**TASK BRIEF:** Leave out the pictures and copy everything else in the entries exactly.

**EXERCISE INPUT:**
•••

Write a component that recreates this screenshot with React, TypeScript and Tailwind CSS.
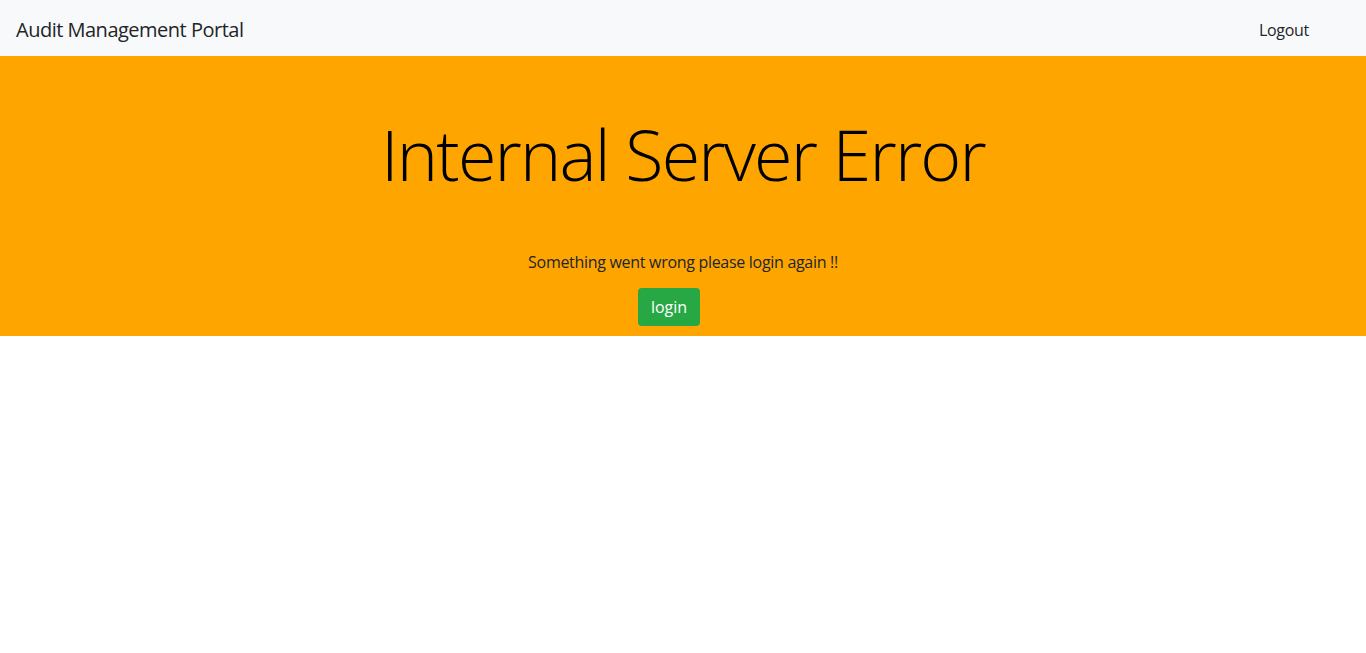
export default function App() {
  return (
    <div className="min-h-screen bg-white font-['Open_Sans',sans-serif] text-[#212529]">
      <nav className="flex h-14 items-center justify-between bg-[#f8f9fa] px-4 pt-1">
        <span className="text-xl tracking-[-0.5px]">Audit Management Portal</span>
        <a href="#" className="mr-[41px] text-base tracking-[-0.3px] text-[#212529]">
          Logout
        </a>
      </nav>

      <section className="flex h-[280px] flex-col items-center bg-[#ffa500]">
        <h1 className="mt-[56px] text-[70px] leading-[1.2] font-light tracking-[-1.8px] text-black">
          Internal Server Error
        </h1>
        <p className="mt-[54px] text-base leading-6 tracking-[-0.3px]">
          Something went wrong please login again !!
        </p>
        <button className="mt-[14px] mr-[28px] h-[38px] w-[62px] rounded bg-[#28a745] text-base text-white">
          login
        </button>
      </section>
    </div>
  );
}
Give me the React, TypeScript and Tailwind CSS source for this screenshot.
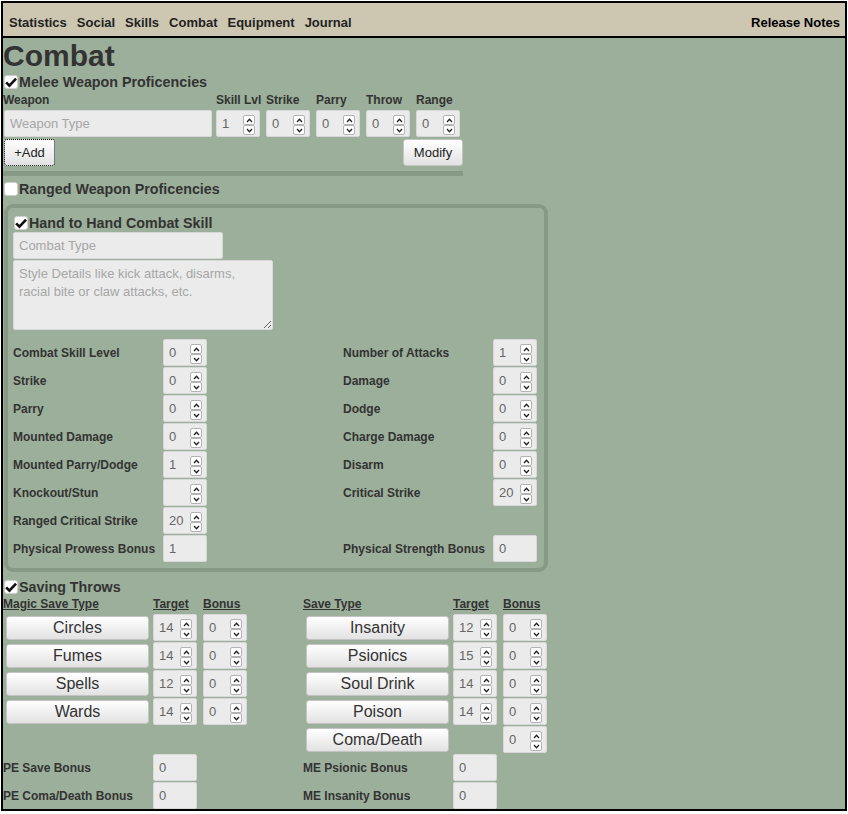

•••

**ANSWER IN FULL:**
Write a component that recreates this screenshot with React, TypeScript and Tailwind CSS.
export default function App() {
  return (
    <div className="min-h-screen bg-white font-['Open_Sans',sans-serif] text-[#212529]">
      <nav className="flex h-14 items-center justify-between bg-[#f8f9fa] px-4 pt-1">
        <span className="text-xl tracking-[-0.5px]">Audit Management Portal</span>
        <a href="#" className="mr-[41px] text-base tracking-[-0.3px] text-[#212529]">
          Logout
        </a>
      </nav>

      <section className="flex h-[280px] flex-col items-center bg-[#ffa500]">
        <h1 className="mt-[56px] text-[70px] leading-[1.2] font-light tracking-[-1.8px] text-black">
          Internal Server Error
        </h1>
        <p className="mt-[54px] text-base leading-6 tracking-[-0.3px]">
          Something went wrong please login again !!
        </p>
        <button className="mt-[14px] mr-[28px] h-[38px] w-[62px] rounded bg-[#28a745] text-base text-white">
          login
        </button>
      </section>
    </div>
  );
}
Give me the React, TypeScript and Tailwind CSS source for this screenshot.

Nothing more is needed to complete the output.